The effect of acetic acid and monoethylene glycol on iron carbonate dissolution in deaerated environment

摘要

Hydrate formation and scale deposition continue to remain a major challenge in oil and gas production and transportation industry. As a result, Monoethylene Glycol (MEG) is introduced into the pipeline as an antifreeze and anticorrosion agent. Recent Investigations have shown that the MEG has to be separated from unwanted substance such as acetic acid (HAc) that are present in the formation water. Internal pipeline corrosion slows and decreases the production of oil and gas when associated with free water and reacts with CO_2 and organic acid by lowering the integrity of the pipe. In this study, the effect of acetic acid (HAc) and monoethylene Glycol (MEG) on iron carbonate layer corrosion were evaluated at 25°C and 80°C using 3.5% NaCI solution in a semi-circulation flow loop set up. Weight loss and electrochemical measurements using linear polarization resistance (LPR) and electrochemical impedance spectroscope (EIS) were used in measuring the corrosion rate as a function of HAc and MEG concentrations. Results obtained shows an average corrosion rate increased from 0.5 to 1.8 mm/yr at 25°C, and from 1.2 to 3.5 mm/yr at 80°C in the presence of HAc. However, there are decrease in corrosion rate from 1.8 to 0.95 mm/yr and from 3.5 to 1.6mm/yr respectively at 25°C and 80°C with the addition of 50% MEG. It is observed that the Fe~(2+) concentration affects the rate of film formation and not the protectiveness.
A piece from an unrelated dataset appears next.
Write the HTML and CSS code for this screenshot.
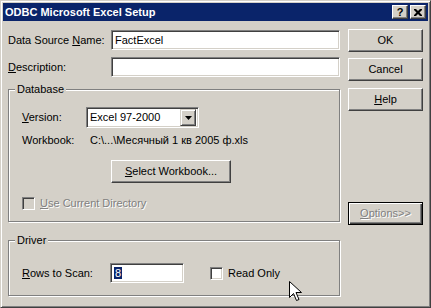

It is also noted that charge transfer control is the main corrosion controlling mechanism under the test conditions. The higher temperature led to faster film dissolution and higher corrosion rate in the presence of HAc. The EIS results indicate that the charge transfer controlled behaviour was as a result of iron carbonate layer accelerated by the addition of MEG concentrations.